Security Controls in Build Process:

  • security control: Code Review: Pull requests are reviewed by other developers before being merged into the main branch.
  • security control: Static Analysis: Automated tools scan the code for potential vulnerabilities and code quality issues.
  • security control: Dependency Scanning: Automated tools scan for known vulnerabilities in third-party dependencies.
  • security control: Automated Testing: Unit and integration tests are run automatically as part of the build process.
  • security control: Build Automation: The entire build process is automated, reducing the risk of manual errors and ensuring consistency.
  • security control: Least Privilege: Build servers should run with the minimum necessary privileges.

RISK ASSESSMENT

  • Critical Business Processes:

    • Backtesting: Accurate and reliable backtesting is crucial for users to evaluate the performance of their strategies.
    • Live Trading: Real-time execution of trading strategies with minimal latency and high reliability.
    • Data Acquisition: Obtaining accurate and timely market data from various providers.
    • Strategy Development: Providing a flexible and powerful environment for developing and testing trading algorithms.
  • Data Sensitivity:

    • Market Data (Low to Medium Sensitivity): Publicly available market data is generally low sensitivity, but high-frequency data or data from specialized providers could be considered medium sensitivity.
    • User Account Data (High Sensitivity): Account balances, positions, and trading history are highly sensitive and must be protected from unauthorized access.
    • API Keys (High Sensitivity): API keys used to access brokerage accounts and data providers are extremely sensitive and must be protected with the utmost care.
    • Trading Strategies (Variable Sensitivity): The sensitivity of trading strategies depends on their proprietary nature and potential profitability.
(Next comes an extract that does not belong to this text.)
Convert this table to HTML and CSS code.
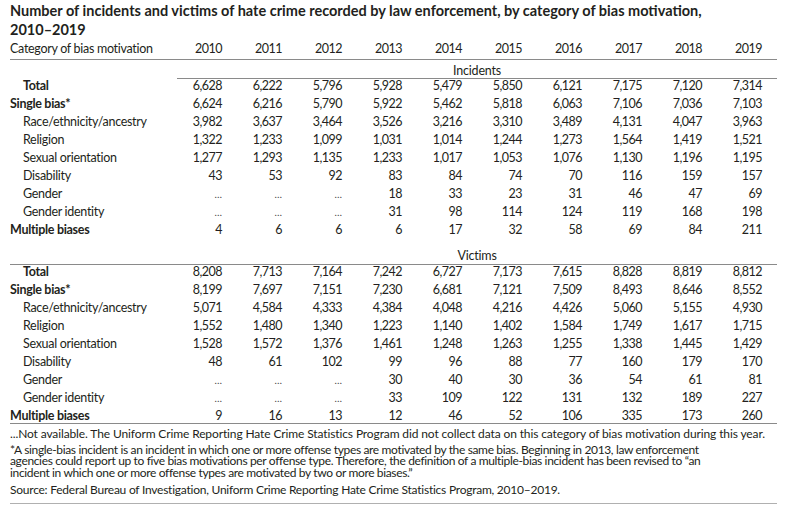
FILE: index.html
```html
<!DOCTYPE html>
<html lang="en">
<head>
<meta charset="utf-8">
<title>Hate crime incidents and victims, 2010–2019</title>
<link rel="stylesheet" href="styles.css">
</head>
<body>
<div class="page">
  <h1 class="title">Number of incidents and victims of hate crime recorded by law enforcement, by category of bias motivation, <span class="keep">2010–2019</span></h1>
  <table class="data">
    <colgroup>
      <col class="c-label">
      <col class="c-year"><col class="c-year"><col class="c-year"><col class="c-year"><col class="c-year">
      <col class="c-year"><col class="c-year"><col class="c-year"><col class="c-year"><col class="c-year">
    </colgroup>
    <thead>
      <tr class="head">
        <th class="lab">Category of bias motivation</th>
        <th>2010</th><th>2011</th><th>2012</th><th>2013</th><th>2014</th>
        <th>2015</th><th>2016</th><th>2017</th><th>2018</th><th>2019</th>
      </tr>
    </thead>
    <tbody>
      <tr class="sec-inc">
        <td class="blank"></td>
        <td class="sec-name" colspan="10">Incidents</td>
      </tr>
      <tr>
        <td class="lab ind bold">Total</td>
        <td>6,628</td><td>6,222</td><td>5,796</td><td>5,928</td><td>5,479</td><td>5,850</td><td>6,121</td><td>7,175</td><td>7,120</td><td>7,314</td>
      </tr>
      <tr>
        <td class="lab bold">Single bias*</td>
        <td>6,624</td><td>6,216</td><td>5,790</td><td>5,922</td><td>5,462</td><td>5,818</td><td>6,063</td><td>7,106</td><td>7,036</td><td>7,103</td>
      </tr>
      <tr>
        <td class="lab ind">Race/ethnicity/ancestry</td>
        <td>3,982</td><td>3,637</td><td>3,464</td><td>3,526</td><td>3,216</td><td>3,310</td><td>3,489</td><td>4,131</td><td>4,047</td><td>3,963</td>
      </tr>
      <tr>
        <td class="lab ind">Religion</td>
        <td>1,322</td><td>1,233</td><td>1,099</td><td>1,031</td><td>1,014</td><td>1,244</td><td>1,273</td><td>1,564</td><td>1,419</td><td>1,521</td>
      </tr>
      <tr>
        <td class="lab ind">Sexual orientation</td>
        <td>1,277</td><td>1,293</td><td>1,135</td><td>1,233</td><td>1,017</td><td>1,053</td><td>1,076</td><td>1,130</td><td>1,196</td><td>1,195</td>
      </tr>
      <tr>
        <td class="lab ind">Disability</td>
        <td>43</td><td>53</td><td>92</td><td>83</td><td>84</td><td>74</td><td>70</td><td>116</td><td>159</td><td>157</td>
      </tr>
      <tr>
        <td class="lab ind">Gender</td>
        <td><span class="na">…</span></td><td><span class="na">…</span></td><td><span class="na">…</span></td><td>18</td><td>33</td><td>23</td><td>31</td><td>46</td><td>47</td><td>69</td>
      </tr>
      <tr>
        <td class="lab ind">Gender identity</td>
        <td><span class="na">…</span></td><td><span class="na">…</span></td><td><span class="na">…</span></td><td>31</td><td>98</td><td>114</td><td>124</td><td>119</td><td>168</td><td>198</td>
      </tr>
      <tr>
        <td class="lab bold">Multiple biases</td>
        <td>4</td><td>6</td><td>6</td><td>6</td><td>17</td><td>32</td><td>58</td><td>69</td><td>84</td><td>211</td>
      </tr>
      <tr class="sec-vic">
        <td class="blank"></td>
        <td class="sec-name" colspan="10">Victims</td>
      </tr>
      <tr>
        <td class="lab ind bold">Total</td>
        <td>8,208</td><td>7,713</td><td>7,164</td><td>7,242</td><td>6,727</td><td>7,173</td><td>7,615</td><td>8,828</td><td>8,819</td><td>8,812</td>
      </tr>
      <tr>
        <td class="lab bold">Single bias*</td>
        <td>8,199</td><td>7,697</td><td>7,151</td><td>7,230</td><td>6,681</td><td>7,121</td><td>7,509</td><td>8,493</td><td>8,646</td><td>8,552</td>
      </tr>
      <tr>
        <td class="lab ind">Race/ethnicity/ancestry</td>
        <td>5,071</td><td>4,584</td><td>4,333</td><td>4,384</td><td>4,048</td><td>4,216</td><td>4,426</td><td>5,060</td><td>5,155</td><td>4,930</td>
      </tr>
      <tr>
        <td class="lab ind">Religion</td>
        <td>1,552</td><td>1,480</td><td>1,340</td><td>1,223</td><td>1,140</td><td>1,402</td><td>1,584</td><td>1,749</td><td>1,617</td><td>1,715</td>
      </tr>
      <tr>
        <td class="lab ind">Sexual orientation</td>
        <td>1,528</td><td>1,572</td><td>1,376</td><td>1,461</td><td>1,248</td><td>1,263</td><td>1,255</td><td>1,338</td><td>1,445</td><td>1,429</td>
      </tr>
      <tr>
        <td class="lab ind">Disability</td>
        <td>48</td><td>61</td><td>102</td><td>99</td><td>96</td><td>88</td><td>77</td><td>160</td><td>179</td><td>170</td>
      </tr>
      <tr>
        <td class="lab ind">Gender</td>
        <td><span class="na">…</span></td><td><span class="na">…</span></td><td><span class="na">…</span></td><td>30</td><td>40</td><td>30</td><td>36</td><td>54</td><td>61</td><td>81</td>
      </tr>
      <tr>
        <td class="lab ind">Gender identity</td>
        <td><span class="na">…</span></td><td><span class="na">…</span></td><td><span class="na">…</span></td><td>33</td><td>109</td><td>122</td><td>131</td><td>132</td><td>189</td><td>227</td>
      </tr>
      <tr class="last">
        <td class="lab bold">Multiple biases</td>
        <td>9</td><td>16</td><td>13</td><td>12</td><td>46</td><td>52</td><td>106</td><td>335</td><td>173</td><td>260</td>
      </tr>
    </tbody>
  </table>
  <div class="notes">
    <p class="note n1">...Not available. The Uniform Crime Reporting Hate Crime Statistics Program did not collect data on this category of bias motivation during this year.</p>
    <p class="note n2">*A single-bias incident is an incident in which one or more offense types are motivated by the same bias. Beginning in 2013, law enforcement<br>agencies could report up to five bias motivations per offense type. Therefore, the definition of a multiple-bias incident has been revised to “an<br>incident in which one or more offense types are motivated by two or more biases.”</p>
    <p class="note n3">Source: Federal Bureau of Investigation, Uniform Crime Reporting Hate Crime Statistics Program, 2010–2019.</p>
  </div>
</div>
</body>
</html>
```

FILE: styles.css
```css
html, body {
  margin: 0;
  padding: 0;
  background: #ffffff;
}

body {
  font-family: Lato, "Liberation Sans", sans-serif;
  color: #231f20;
}

.page {
  width: 767px;
  padding: 1px 0 0 10px;
}

.title {
  margin: 0;
  font-size: 14.5px;
  line-height: 19px;
  font-weight: bold;
  width: 760px;
}

.title .keep { white-space: nowrap; }

.data {
  border-collapse: separate;
  border-spacing: 0;
  table-layout: fixed;
  width: 767px;
  font-size: 12.5px;
}

.c-label { width: 167px; }
.c-year { width: 60px; }

.data th,
.data td {
  padding: 0 15px 4px 0;
  height: 14px;
  line-height: 14px;
  text-align: right;
  font-weight: normal;
  white-space: nowrap;
  vertical-align: top;
  letter-spacing: -0.5px;
}

.data .lab {
  text-align: left;
  padding-right: 0;
  letter-spacing: -0.3px;
}

.head th {
  padding-top: 3px;
  padding-bottom: 3px;
  border-bottom: 1px solid #8a8a8a;
}

.data .ind { padding-left: 13px; }
.data .bold { font-weight: bold; }

.sec-inc td {
  padding: 4px 0 0;
}

.sec-inc .sec-name {
  text-align: center;
  letter-spacing: -0.2px;
  border-bottom: 1px solid #8a8a8a;
}

.sec-vic td {
  padding: 8px 0 1px;
  border-bottom: 1px solid #8a8a8a;
}

.sec-vic .sec-name {
  text-align: center;
  letter-spacing: -0.2px;
}

.data .na {
  font-size: 10px;
  line-height: 0;
  letter-spacing: 0;
  color: #444;
}

.last td {
  padding-bottom: 0;
  border-bottom: 1px solid #8a8a8a;
}

.notes {
  width: 767px;
  font-size: 12px;
  border-bottom: 1px solid #b0b0b0;
}

.note {
  margin: 0;
  line-height: 11.5px;
  white-space: nowrap;
}

.n1 {
  padding: 4px 0 0;
  letter-spacing: -0.12px;
}

.n2 {
  padding: 4px 0 0;
  letter-spacing: -0.35px;
}

.n3 {
  padding: 5.5px 0 8px;
  letter-spacing: -0.24px;
}
```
Some strategies may be highly confidential, while others may be publicly shared.

QUESTIONS & ASSUMPTIONS

  • Questions:

    • Are there any specific compliance requirements (e.g., SEC, FINRA) that Lean users are typically subject to?
    • What is the current process for handling security vulnerabilities reported by the community or discovered internally?
    • Are there any plans to conduct formal security audits or penetration testing?
    • What level of support is provided to users for security-related issues?
    • What are the specific data retention policies for user data and logs?
    • How are database connection strings and other secrets managed within the Lean codebase and during deployment?
    • What mechanisms are in place to prevent or detect algorithmic manipulation of the market?
  • Assumptions:

    • Users are responsible for securing their own deployment environments.
    • Users are responsible for managing their own API keys and other credentials.
    • The primary threat actors are external attackers attempting to exploit vulnerabilities for financial gain or to steal proprietary trading strategies.
    • QuantConnect has internal processes for managing security incidents, even if they are not publicly documented.
    • The project follows secure coding practices, even if they are not explicitly documented in a formal security policy.
    • There is no intentionally malicious code within the Lean codebase.
    • Regular updates are performed to address security vulnerabilities in the .NET framework and other core dependencies.
    • Database interactions are handled securely, preventing SQL injection vulnerabilities.
    • The project uses appropriate logging levels to capture security-relevant events without exposing sensitive data.